▶ [Objective]: Find each line with the word "screenshot" in it, then give the total alone.

A block of data:
^^^^^^^^^^^^^^^^

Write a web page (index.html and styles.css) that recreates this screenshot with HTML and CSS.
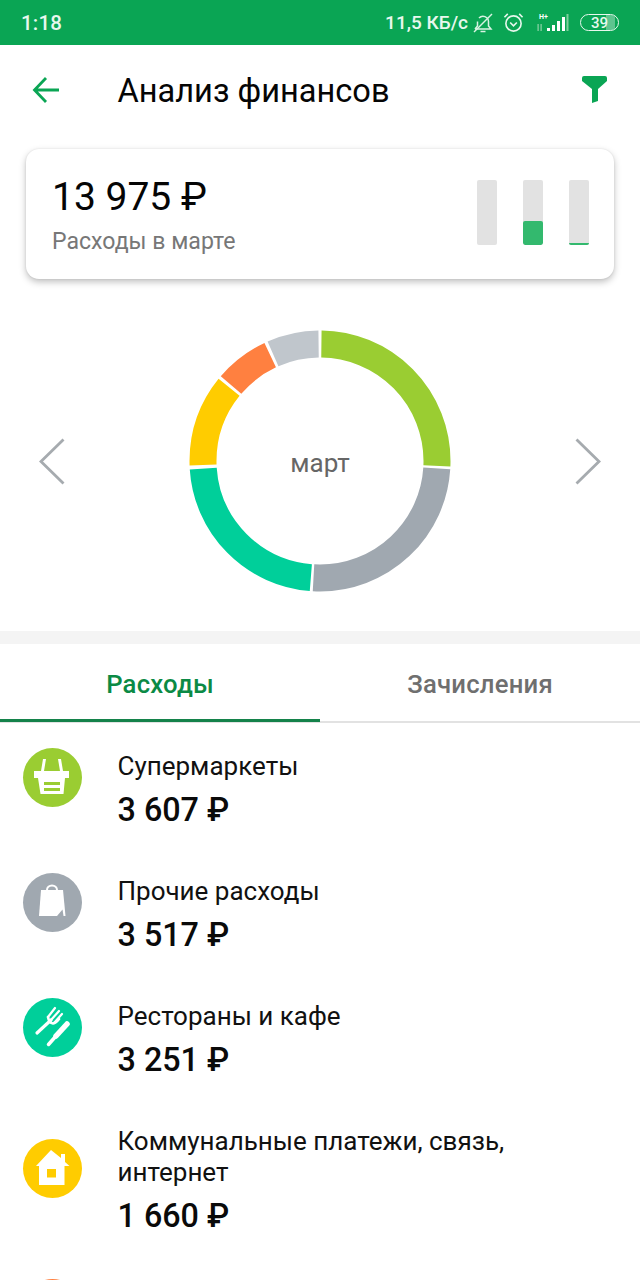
FILE: index.html
```html
<!DOCTYPE html>
<html lang="ru">
<head>
<meta charset="utf-8">
<title>Анализ финансов</title>
<link rel="stylesheet" href="styles.css">
</head>
<body>
<div class="page">
  <header class="statusbar">
    <span class="time">1:18</span>
    <div class="status-right">
      <span class="speed">11,5 КБ/с</span>
      <svg class="st-bell" viewBox="0 0 22 22" fill="none" stroke="#d9f3e3" stroke-width="1.500"><path d="M3 17h16l-2.500-3V9.500A5.500 5.500 0 0 0 7 6M5.500 9.500V14L3 17M8.500 19.500h5"/><path d="M2 20 20 2"/></svg>
      <svg class="st-alarm" viewBox="0 0 22 22" fill="none" stroke="#e6f7ec" stroke-width="1.700"><circle cx="11" cy="12" r="8"/><path d="M7.500 11 11 14.500 14.500 11M1.500 5.500 5 2M20.500 5.500 17 2"/></svg>
      <svg class="st-signal" viewBox="0 0 34 20"><text x="3" y="6" class="st-h">H+</text><rect x="1.500" y="11" width="1.200" height="7" fill="#8fd3a8"/><rect x="4.500" y="11" width="1.200" height="7" fill="#8fd3a8"/><g fill="#fff"><rect x="11" y="15" width="3" height="3"/><rect x="16" y="12" width="3" height="6"/><rect x="21" y="8" width="3" height="10"/><rect x="26" y="4" width="3" height="14"/></g><rect x="30.500" y="1" width="2" height="17" fill="#7fcf9c"/></svg>
      <div class="battery"><span class="battery-fill"></span><span class="battery-num">39</span></div>
    </div>
  </header>

  <nav class="appbar">
    <svg class="back" viewBox="0 0 28 28" fill="none" stroke="#0aa554" stroke-width="2.800"><path d="M27 14H3M14 2 2.500 14 14 26"/></svg>
    <h1 class="title">Анализ финансов</h1>
    <svg class="filter" viewBox="0 0 27 27" fill="#0aa554"><path d="M1 2Q1 0 3 0H24Q26 0 26 2V5L17 13V25L11 27V13L1 5Z"/></svg>
  </nav>

  <section class="card">
    <div class="card-text">
      <div class="card-sum">13 975 ₽</div>
      <div class="card-label">Расходы в марте</div>
    </div>
    <div class="bars">
      <div class="bar"></div>
      <div class="bar"><span class="bar-fill bar-fill-mid"></span></div>
      <div class="bar"><span class="bar-fill bar-fill-low"></span></div>
    </div>
  </section>

  <section class="chart">
    <svg class="chev" viewBox="0 0 26 47" fill="none" stroke="#a6abaf" stroke-width="2.800"><path d="M24.500 1.500 2 23.500 24.500 45.500"/></svg>
    <div class="donut">
      <svg viewBox="0 0 262 262" fill="none" stroke-width="27">
        <circle class="seg" cx="131" cy="131" r="117" pathLength="360" stroke="#9acd32" stroke-dasharray="91.700 268.300" stroke-dashoffset="-0.700"/>
        <circle class="seg" cx="131" cy="131" r="117" pathLength="360" stroke="#a0a8b0" stroke-dasharray="89.600 270.400" stroke-dashoffset="-93.600"/>
        <circle class="seg" cx="131" cy="131" r="117" pathLength="360" stroke="#00cf9a" stroke-dasharray="81.800 278.200" stroke-dashoffset="-184.500"/>
        <circle class="seg" cx="131" cy="131" r="117" pathLength="360" stroke="#ffcc00" stroke-dasharray="41 319" stroke-dashoffset="-268"/>
        <circle class="seg" cx="131" cy="131" r="117" pathLength="360" stroke="#ff8040" stroke-dasharray="24.300 335.700" stroke-dashoffset="-310.500"/>
        <circle class="seg" cx="131" cy="131" r="117" pathLength="360" stroke="#c0c6cc" stroke-dasharray="23 337" stroke-dashoffset="-336.300"/>
      </svg>
      <span class="donut-label">март</span>
    </div>
    <svg class="chev" viewBox="0 0 26 47" fill="none" stroke="#a6abaf" stroke-width="2.800"><path d="M1.500 1.500 24 23.500 1.500 45.500"/></svg>
  </section>

  <div class="divider"></div>

  <div class="tabs">
    <div class="tab tab-active">Расходы</div>
    <div class="tab">Зачисления</div>
  </div>

  <ul class="list">
    <li class="item">
      <span class="ico ico-green">
        <svg viewBox="0 0 59 59" fill="#fff"><path d="M20 11h3l-2 12h-3ZM35 11h3l2 12h-3Z"/><path d="M11 23H46V30H42L40.500 46H17.500L15 30H11Z"/><rect x="21" y="34" width="16" height="3" fill="#9acd32"/><rect x="21" y="40" width="16" height="3" fill="#9acd32"/></svg>
      </span>
      <div class="item-body"><div class="item-name">Супермаркеты</div><div class="item-sum">3 607 ₽</div></div>
    </li>
    <li class="item">
      <span class="ico ico-gray">
        <svg viewBox="0 0 59 59" fill="#fff"><path d="M23 18v-1a6 5.500 0 0 1 12 0v1h-2v-1a4 3.500 0 0 0-8 0v1Z"/><path d="M18 17H40L42.500 43H16Z"/><path d="M34 43 39.500 36.500 40.500 43Z" fill="#a0a8b0"/></svg>
      </span>
      <div class="item-body"><div class="item-name">Прочие расходы</div><div class="item-sum">3 517 ₽</div></div>
    </li>
    <li class="item">
      <span class="ico ico-teal">
        <svg viewBox="0 0 59 59" fill="none" stroke="#fff" stroke-linecap="round"><path d="M14 35 28 22" stroke-width="3.200"/><path d="M25 19 32 10M28 22 36 13M31 25 39 16" stroke-width="2.200"/><path d="M25 19Q26 25 30 25.500Q33 25 36 21" stroke-width="2.600"/><path d="M25.500 46.500 33 38" stroke-width="3.500"/><path d="M33 38 44 26" stroke-width="5.500"/></svg>
      </span>
      <div class="item-body"><div class="item-name">Рестораны и кафе</div><div class="item-sum">3 251 ₽</div></div>
    </li>
    <li class="item">
      <span class="ico ico-yellow">
        <svg viewBox="0 0 59 59" fill="#fff"><path d="M28 11 38 19V15H42V23L46.500 27H41.500V46H16V27H13Z"/><rect x="24" y="30" width="9" height="8.500" fill="#ffcc00"/></svg>
      </span>
      <div class="item-body"><div class="item-name">Коммунальные платежи, связь,<br>интернет</div><div class="item-sum">1 660 ₽</div></div>
    </li>
    <li class="item">
      <span class="ico ico-orange"></span>
      <div class="item-body"><div class="item-name"></div></div>
    </li>
  </ul>
</div>
</body>
</html>
```
FILE: styles.css
```css
* { box-sizing: border-box; }
html, body { margin: 0; padding: 0; background: #fff; }
body { font-family: Roboto, "Liberation Sans", sans-serif; color: #000; }
.page { width: 640px; height: 1280px; overflow: hidden; display: flex; flex-direction: column; }

.statusbar { height: 45px; flex: none; background: #0aa554; color: #e8f8ee; display: flex; align-items: center; justify-content: space-between; padding: 0 21px 0 21px; }
.time { font-size: 20.500px; font-weight: 500; letter-spacing: .2px; }
.status-right { display: flex; align-items: center; }
.speed { font-size: 19px; font-weight: 500; }
.st-bell { width: 22px; height: 22px; margin-left: 4px; }
.st-alarm { width: 21px; height: 21px; margin-left: 9px; }
.st-signal { width: 34px; height: 20px; margin-left: 12px; }
.st-h { font: 700 7px Roboto, sans-serif; fill: #fff; }
.battery { position: relative; width: 39px; height: 17px; margin-left: 10px; border: 1.500px solid #e8f8ee; border-radius: 9px; display: flex; align-items: center; justify-content: center; overflow: hidden; }
.battery-fill { position: absolute; left: 0; top: 0; bottom: 0; width: 92%; border-right: 9px solid rgba(255,255,255,.35); }
.battery-num { position: relative; font-size: 15px; font-weight: 500; }

.appbar { height: 92px; flex: none; display: flex; align-items: center; padding: 0 32px 0 32px; }
.back { width: 28px; height: 28px; flex: none; margin-top: -3px; }
.title { font-size: 32.600px; font-weight: 400; margin: 0 0 0 57.500px; flex: 1; color: #050505; }
.filter { width: 27px; height: 27px; flex: none; margin-top: -3px; }

.card { height: 130px; flex: none; margin: 12px 26px 0; background: #fff; border-radius: 13px; box-shadow: 0 3px 7px rgba(0,0,0,.25), 0 0 2px rgba(0,0,0,.1); display: flex; justify-content: space-between; align-items: center; padding: 0 25px 0 26px; }
.card-sum { font-size: 39px; line-height: 46px; color: #050505; }
.card-label { font-size: 23.100px; line-height: 26px; margin-top: 9px; color: #777; }
.bars { display: flex; gap: 26px; margin-top: -4px; }
.bar { position: relative; width: 20px; height: 65px; background: #e2e2e2; border-radius: 2px; overflow: hidden; }
.bar-fill { position: absolute; left: 0; right: 0; bottom: 0; background: #33b96e; }
.bar-fill-mid { height: 24px; border-radius: 2px; }
.bar-fill-low { height: 1.500px; }

.chart { flex: none; height: 352px; display: flex; align-items: center; justify-content: space-between; padding: 12px 39px 0; }
.chev { width: 26px; height: 47px; }
.donut { position: relative; width: 262px; height: 262px; display: flex; align-items: center; justify-content: center; }
.donut svg { position: absolute; inset: 0; transform: rotate(-90deg); }
.donut-label { position: relative; font-size: 26px; color: #666; top: 2px; }

.divider { height: 13px; flex: none; background: #f4f4f4; }

.tabs { display: flex; flex: none; height: 79px; border-bottom: 2px solid #e2e2e2; }
.tab { flex: 1; text-align: center; font-size: 25.700px; font-weight: 500; line-height: 80px; color: #6f6f6f; letter-spacing: .2px; }
.tab-active { color: #0b8a45; border-bottom: 3px solid #14824a; height: 78px; }

.list { list-style: none; margin: 0; padding: 28px 0 0 23px; }
.item { display: flex; align-items: center; padding-bottom: 46.500px; }
.ico { width: 59px; height: 59px; border-radius: 50%; flex: none; display: block; margin: -10px 0 15.500px; }
.ico svg { width: 59px; height: 59px; display: block; }
.ico-green { background: #9acd32; }
.ico-gray { background: #a0a8b0; }
.ico-teal { background: #00cf9a; }
.ico-yellow { background: #ffcc00; }
.ico-orange { background: #ff8040; }
.item-body { margin-left: 35.500px; min-height: 78.500px; }
.item-name { font-size: 26px; line-height: 31px; color: #111; }
.item-sum { font-size: 32.300px; font-weight: 500; line-height: 40px; margin-top: 7.500px; color: #0a0a0a; }
```
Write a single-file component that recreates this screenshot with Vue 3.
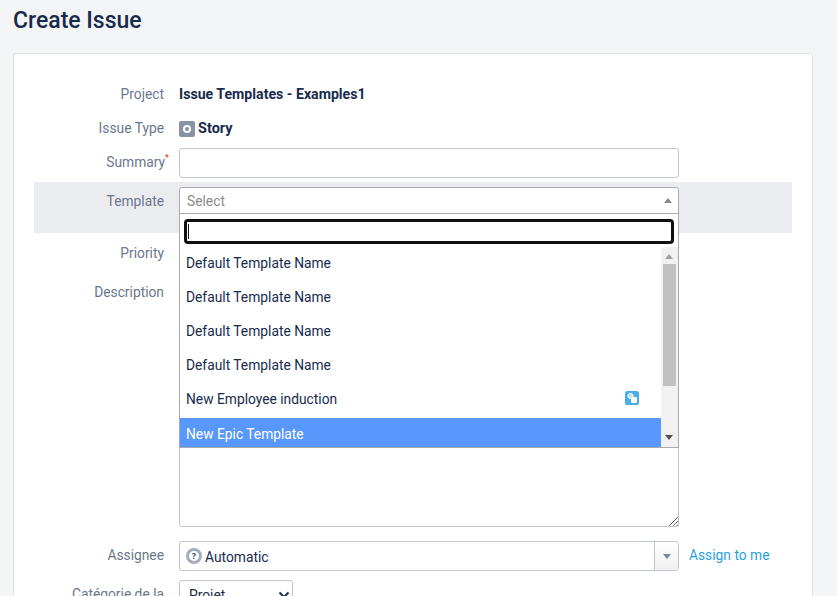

^^^^^^^^^^^^^^^^

▶ [Problem solution]: 2